## Task goal
Only the lines from the start of the data to the line containing "142 V225 M207.5", both included, should be output, exactly and without pictures.

## Recorded information
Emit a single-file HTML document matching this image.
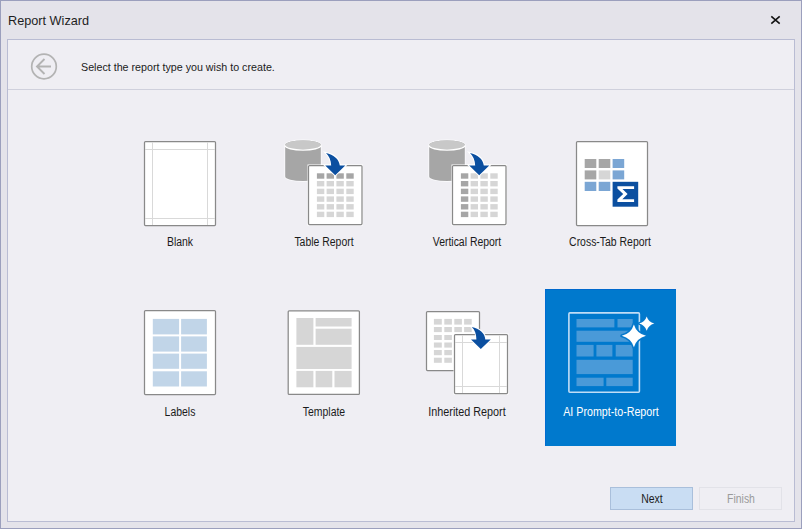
<!DOCTYPE html>
<html><head><meta charset="utf-8">
<style>
html,body{margin:0;padding:0;}
body{width:802px;height:529px;position:relative;overflow:hidden;background:#e4e3ea;font-family:"Liberation Sans",sans-serif;}
.frame{position:absolute;left:0;top:0;width:800px;height:527px;border:1px solid #9b9fbd;}
.panel{position:absolute;left:7px;top:39px;width:786px;height:481px;border:1px solid #b9bcd3;background:#efeef3;}
.t{position:absolute;white-space:nowrap;line-height:12px;}
.title{left:8px;top:14px;font-size:13.5px;color:#1e1e1e;line-height:14px;transform:scaleX(0.94);transform-origin:0 0;}
.hdr{left:81px;top:61px;font-size:11.5px;color:#1b1b1b;transform:scaleX(0.93);transform-origin:0 0;}
.lbl{font-size:12px;color:#1b1b1b;transform:translateX(-50%) scaleX(0.87);transform-origin:50% 0;}
.c{position:absolute;white-space:nowrap;font-size:12px;line-height:12px;color:#1b1b1b;}
svg{position:absolute;left:0;top:0;}
.btn{position:absolute;box-sizing:border-box;}
</style></head>
<body>
<div class="frame"></div>
<div class="t title">Report Wizard</div>
<div class="panel"></div>
<div class="btn" style="left:545px;top:289px;width:131px;height:157px;background:#0079cd;border-top:1px solid #0068cc;border-left:1px solid #006cd0;"></div>
<div class="btn" style="left:610px;top:487px;width:83px;height:23px;background:#c9ddf3;border:1px solid #a9bfdb;"></div>
<div class="btn" style="left:699px;top:487px;width:83px;height:23px;border:1px solid #e2e2e8;"></div>

<svg width="802" height="529" viewBox="0 0 802 529">
  <!-- close X -->
  <path d="M771.3 16.3 L779.7 23.7 M779.7 16.3 L771.3 23.7" stroke="#111" stroke-width="1.55" fill="none"/>
  <!-- header separator -->
  <rect x="8" y="89" width="786" height="1" fill="#cfd0dc"/>
  <!-- back circle -->
  <circle cx="44" cy="66.5" r="12.3" stroke="#b3b3b3" stroke-width="1.7" fill="none"/>
  <path d="M37 66.5 H51 M44.5 59 L37 66.5 L44.5 74" stroke="#b3b3b3" stroke-width="1.9" fill="none"/>

  <!-- Blank -->
  <rect x="144.5" y="141.5" width="71" height="84" fill="#fff" stroke="#898989" stroke-width="1.25" rx="1"/>
  <path d="M152.5 142 V225 M207.5 142 V225 M145 149.5 H215 M145 218.5 H215" stroke="#d9d9d9" stroke-width="1"/>

  <!-- Table report -->
  <g id="tbl">
    <path d="M285.2 145 A17.8 4.6 0 0 1 320.8 145 V176.5 A17.8 4.6 0 0 1 285.2 176.5 Z" fill="#a6a6a6" stroke="#fafafc" stroke-width="1.6" paint-order="stroke"/>
    <ellipse cx="303" cy="145" rx="17.8" ry="4.6" fill="#c8c8c8"/>
    <path d="M285.2 145.5 A17.8 4.6 0 0 0 320.8 145.5" stroke="#fff" stroke-width="1.3" fill="none"/>
    <rect x="307.5" y="164.5" width="55.5" height="61" fill="#fff"/>
    <rect x="308.5" y="165.5" width="53.5" height="59" fill="#fff" stroke="#898989" stroke-width="1.25" rx="1"/>
  </g>
  <g fill="#a6a6a6">
    <rect x="316.9" y="173.3" width="7.4" height="5.4"/><rect x="326.6" y="173.3" width="7.4" height="5.4"/><rect x="336.4" y="173.3" width="7.4" height="5.4"/><rect x="346.3" y="173.3" width="7.4" height="5.4"/>
  </g>
  <g fill="#d6d6d6">
    <rect x="316.9" y="181" width="7.4" height="5.4"/><rect x="326.6" y="181" width="7.4" height="5.4"/><rect x="336.4" y="181" width="7.4" height="5.4"/><rect x="346.3" y="181" width="7.4" height="5.4"/>
    <rect x="316.9" y="188.7" width="7.4" height="5.4"/><rect x="326.6" y="188.7" width="7.4" height="5.4"/><rect x="336.4" y="188.7" width="7.4" height="5.4"/><rect x="346.3" y="188.7" width="7.4" height="5.4"/>
    <rect x="316.9" y="196.4" width="7.4" height="5.4"/><rect x="326.6" y="196.4" width="7.4" height="5.4"/><rect x="336.4" y="196.4" width="7.4" height="5.4"/><rect x="346.3" y="196.4" width="7.4" height="5.4"/>
    <rect x="316.9" y="204.1" width="7.4" height="5.4"/><rect x="326.6" y="204.1" width="7.4" height="5.4"/><rect x="336.4" y="204.1" width="7.4" height="5.4"/><rect x="346.3" y="204.1" width="7.4" height="5.4"/>
    <rect x="316.9" y="211.7" width="7.4" height="5.4"/><rect x="326.6" y="211.7" width="7.4" height="5.4"/><rect x="336.4" y="211.7" width="7.4" height="5.4"/><rect x="346.3" y="211.7" width="7.4" height="5.4"/>
  </g>
  <path id="arr" d="M326 153 C333.5 154.5 339 159 339.8 165.5 L345.3 165.5 L335.2 175.2 L325.2 165.5 L331.2 165.5 C331 160 329 156 326 153 Z" fill="#0b4fa0" stroke="#fff" stroke-width="2" paint-order="stroke"/>

  <!-- Vertical report -->
  <use href="#tbl" x="144" y="0"/>
  <g fill="#a6a6a6">
    <rect x="460.9" y="173.3" width="7.4" height="5.4"/><rect x="460.9" y="181" width="7.4" height="5.4"/><rect x="460.9" y="188.7" width="7.4" height="5.4"/><rect x="460.9" y="196.4" width="7.4" height="5.4"/><rect x="460.9" y="204.1" width="7.4" height="5.4"/><rect x="460.9" y="211.7" width="7.4" height="5.4"/>
  </g>
  <g fill="#d6d6d6">
    <rect x="470.6" y="173.3" width="7.4" height="5.4"/><rect x="480.4" y="173.3" width="7.4" height="5.4"/><rect x="490.3" y="173.3" width="7.4" height="5.4"/>
    <rect x="470.6" y="181" width="7.4" height="5.4"/><rect x="480.4" y="181" width="7.4" height="5.4"/><rect x="490.3" y="181" width="7.4" height="5.4"/>
    <rect x="470.6" y="188.7" width="7.4" height="5.4"/><rect x="480.4" y="188.7" width="7.4" height="5.4"/><rect x="490.3" y="188.7" width="7.4" height="5.4"/>
    <rect x="470.6" y="196.4" width="7.4" height="5.4"/><rect x="480.4" y="196.4" width="7.4" height="5.4"/><rect x="490.3" y="196.4" width="7.4" height="5.4"/>
    <rect x="470.6" y="204.1" width="7.4" height="5.4"/><rect x="480.4" y="204.1" width="7.4" height="5.4"/><rect x="490.3" y="204.1" width="7.4" height="5.4"/>
    <rect x="470.6" y="211.7" width="7.4" height="5.4"/><rect x="480.4" y="211.7" width="7.4" height="5.4"/><rect x="490.3" y="211.7" width="7.4" height="5.4"/>
  </g>
  <use href="#arr" x="144" y="0"/>

  <!-- Cross-tab -->
  <rect x="576.5" y="141.5" width="71" height="84" fill="#fff" stroke="#898989" stroke-width="1.25" rx="1"/>
  <rect x="584.7" y="159" width="11.6" height="9" fill="#a6a6a6"/>
  <rect x="598.7" y="159" width="11.6" height="9" fill="#a6a6a6"/>
  <rect x="612.6" y="159" width="11.6" height="9" fill="#7ba6d4"/>
  <rect x="584.7" y="170.4" width="11.6" height="9" fill="#a6a6a6"/>
  <rect x="598.7" y="170.4" width="11.6" height="9" fill="#d6d6d6"/>
  <rect x="612.6" y="170.4" width="11.6" height="9" fill="#7ba6d4"/>
  <rect x="584.7" y="181.8" width="11.6" height="9.2" fill="#7ba6d4"/>
  <rect x="598.7" y="181.8" width="11.6" height="9.2" fill="#7ba6d4"/>
  <rect x="612.6" y="181.8" width="25.6" height="24.9" fill="#0b4fa0"/>
  <path d="M617.4 186.2 H634.1 V189 H622.5 L627.6 194.1 L622.3 199.3 H634.1 V202 H617.4 V199.6 L623.2 194.1 L617.4 188.6 Z" fill="#fff"/>

  <!-- Labels -->
  <rect x="144.5" y="310.5" width="71" height="84" fill="#fff" stroke="#898989" stroke-width="1.25" rx="1"/>
  <g fill="#c1d5e8">
    <rect x="152.8" y="318.9" width="26.3" height="15.5"/><rect x="181.1" y="318.9" width="25.8" height="15.5"/>
    <rect x="152.8" y="336.4" width="26.3" height="15.2"/><rect x="181.1" y="336.4" width="25.8" height="15.2"/>
    <rect x="152.8" y="353.6" width="26.3" height="15.2"/><rect x="181.1" y="353.6" width="25.8" height="15.2"/>
    <rect x="152.8" y="371.3" width="26.3" height="15.2"/><rect x="181.1" y="371.3" width="25.8" height="15.2"/>
  </g>

  <!-- Template -->
  <rect x="288.2" y="310.8" width="71.2" height="83.6" fill="#fff" stroke="#898989" stroke-width="1.25" rx="1"/>
  <g fill="#d6d6d6">
    <rect x="296.4" y="318" width="17" height="26.8"/>
    <rect x="315.6" y="318" width="36" height="8.5"/>
    <rect x="315.6" y="328.7" width="36" height="16.1"/>
    <rect x="296.4" y="346.9" width="55.2" height="22.1"/>
    <rect x="296.4" y="370.9" width="17" height="16.4"/>
    <rect x="315.6" y="370.9" width="16.7" height="16.4"/>
    <rect x="334.5" y="370.9" width="17.1" height="16.4"/>
  </g>

  <!-- Inherited -->
  <rect x="426.5" y="311.5" width="53" height="59" fill="#fff" stroke="#898989" stroke-width="1.25" rx="1"/>
  <g fill="#d6d6d6">
    <rect x="433.9" y="318.9" width="7.9" height="5.7"/><rect x="444.3" y="318.9" width="7.6" height="5.7"/><rect x="454.3" y="318.9" width="7.6" height="5.7"/><rect x="464.1" y="318.9" width="7.6" height="5.7"/>
    <rect x="433.9" y="327" width="7.9" height="5.1"/><rect x="444.3" y="327" width="7.6" height="5.1"/><rect x="454.3" y="327" width="7.6" height="5.1"/><rect x="464.1" y="327" width="7.6" height="5.1"/>
    <rect x="433.9" y="335" width="7.9" height="5"/><rect x="444.3" y="335" width="7.6" height="5"/>
    <rect x="433.9" y="342.5" width="7.9" height="5.1"/><rect x="444.3" y="342.5" width="7.6" height="5.1"/>
    <rect x="433.9" y="350" width="7.9" height="5.2"/><rect x="444.3" y="350" width="7.6" height="5.2"/>
    <rect x="433.9" y="357.7" width="7.9" height="5.1"/><rect x="444.3" y="357.7" width="7.6" height="5.1"/>
  </g>
  <rect x="453.5" y="333.5" width="55" height="61" fill="#fff"/>
  <rect x="454.5" y="334.5" width="53" height="59" fill="#fff" stroke="#898989" stroke-width="1.25" rx="1"/>
  <path d="M462.5 335 V393 M499.5 335 V393 M455 342.5 H507 M455 386.5 H507" stroke="#d9d9d9" stroke-width="1"/>
  <path d="M471.7 326.9 C479.5 328.3 485 333 485.3 339.5 L490.8 339.5 L480.8 348.9 L471 339.5 L476.4 339.5 C476.4 334 474.8 329.5 471.7 326.9 Z" fill="#0b4fa0" stroke="#fff" stroke-width="2" paint-order="stroke"/>

  <!-- AI -->
  <rect x="568.9" y="312.9" width="70.5" height="79.3" rx="1" fill="none" stroke="#c0ddf6" stroke-width="1.6"/>
  <g fill="#4a9ad8">
    <rect x="576.5" y="319" width="37.9" height="8.4"/><rect x="617.5" y="319" width="15.2" height="8.4"/>
    <rect x="576.5" y="330.7" width="56.2" height="11.1"/>
    <rect x="576.5" y="344.9" width="17.1" height="11.6"/><rect x="596.4" y="344.9" width="16" height="11.6"/><rect x="615.7" y="344.9" width="17" height="11.6"/>
    <rect x="576.5" y="359.8" width="56.2" height="14.3"/>
    <rect x="576.5" y="377.7" width="27.1" height="8.4"/><rect x="606.3" y="377.7" width="26.4" height="8.4"/>
  </g>
  <path d="M633.9 324.40000000000003 Q636.5 333.2 646.0 335.8 Q636.5 338.40000000000003 633.9 347.2 Q631.3 338.40000000000003 621.8 335.8 Q631.3 333.2 633.9 324.40000000000003 Z" fill="#fff" stroke="#0779cc" stroke-width="3.2" stroke-linejoin="round" paint-order="stroke"/>
  <path d="M646.7 316.40000000000003 Q648.4000000000001 321.90000000000003 654.3000000000001 323.6 Q648.4000000000001 325.3 646.7 330.8 Q645.0 325.3 639.1 323.6 Q645.0 321.90000000000003 646.7 316.40000000000003 Z" fill="#fff" stroke="#0779cc" stroke-width="2.6" stroke-linejoin="round" paint-order="stroke"/>
</svg>

<div class="t hdr">Select the report type you wish to create.</div>
<div class="c lbl" style="left:179.8px;top:236px;">Blank</div>
<div class="c lbl" style="left:323.5px;top:236px;">Table Report</div>
<div class="c lbl" style="left:466.7px;top:236px;">Vertical Report</div>
<div class="c lbl" style="left:610.4px;top:236px;">Cross-Tab Report</div>
<div class="c lbl" style="left:180.3px;top:406px;">Labels</div>
<div class="c lbl" style="left:323.5px;top:406px;">Template</div>
<div class="c lbl" style="left:466.7px;top:406px;transform:translateX(-50%) scaleX(0.9);">Inherited Report</div>
<div class="c lbl" style="left:610.5px;top:406px;color:#fff;transform:translateX(-50%) scaleX(0.89);">AI Prompt-to-Report</div>
<div class="c lbl" style="left:651.5px;top:493px;">Next</div>
<div class="c lbl" style="left:740.5px;top:493px;color:#9a9a9a;">Finish</div>
</body></html>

## The reply
Emit a single-file HTML document matching this image.
<!DOCTYPE html>
<html><head><meta charset="utf-8">
<style>
html,body{margin:0;padding:0;}
body{width:802px;height:529px;position:relative;overflow:hidden;background:#e4e3ea;font-family:"Liberation Sans",sans-serif;}
.frame{position:absolute;left:0;top:0;width:800px;height:527px;border:1px solid #9b9fbd;}
.panel{position:absolute;left:7px;top:39px;width:786px;height:481px;border:1px solid #b9bcd3;background:#efeef3;}
.t{position:absolute;white-space:nowrap;line-height:12px;}
.title{left:8px;top:14px;font-size:13.5px;color:#1e1e1e;line-height:14px;transform:scaleX(0.94);transform-origin:0 0;}
.hdr{left:81px;top:61px;font-size:11.5px;color:#1b1b1b;transform:scaleX(0.93);transform-origin:0 0;}
.lbl{font-size:12px;color:#1b1b1b;transform:translateX(-50%) scaleX(0.87);transform-origin:50% 0;}
.c{position:absolute;white-space:nowrap;font-size:12px;line-height:12px;color:#1b1b1b;}
svg{position:absolute;left:0;top:0;}
.btn{position:absolute;box-sizing:border-box;}
</style></head>
<body>
<div class="frame"></div>
<div class="t title">Report Wizard</div>
<div class="panel"></div>
<div class="btn" style="left:545px;top:289px;width:131px;height:157px;background:#0079cd;border-top:1px solid #0068cc;border-left:1px solid #006cd0;"></div>
<div class="btn" style="left:610px;top:487px;width:83px;height:23px;background:#c9ddf3;border:1px solid #a9bfdb;"></div>
<div class="btn" style="left:699px;top:487px;width:83px;height:23px;border:1px solid #e2e2e8;"></div>

<svg width="802" height="529" viewBox="0 0 802 529">
  <!-- close X -->
  <path d="M771.3 16.3 L779.7 23.7 M779.7 16.3 L771.3 23.7" stroke="#111" stroke-width="1.55" fill="none"/>
  <!-- header separator -->
  <rect x="8" y="89" width="786" height="1" fill="#cfd0dc"/>
  <!-- back circle -->
  <circle cx="44" cy="66.5" r="12.3" stroke="#b3b3b3" stroke-width="1.7" fill="none"/>
  <path d="M37 66.5 H51 M44.5 59 L37 66.5 L44.5 74" stroke="#b3b3b3" stroke-width="1.9" fill="none"/>

  <!-- Blank -->
  <rect x="144.5" y="141.5" width="71" height="84" fill="#fff" stroke="#898989" stroke-width="1.25" rx="1"/>
  <path d="M152.5 142 V225 M207.5 142 V225 M145 149.5 H215 M145 218.5 H215" stroke="#d9d9d9" stroke-width="1"/>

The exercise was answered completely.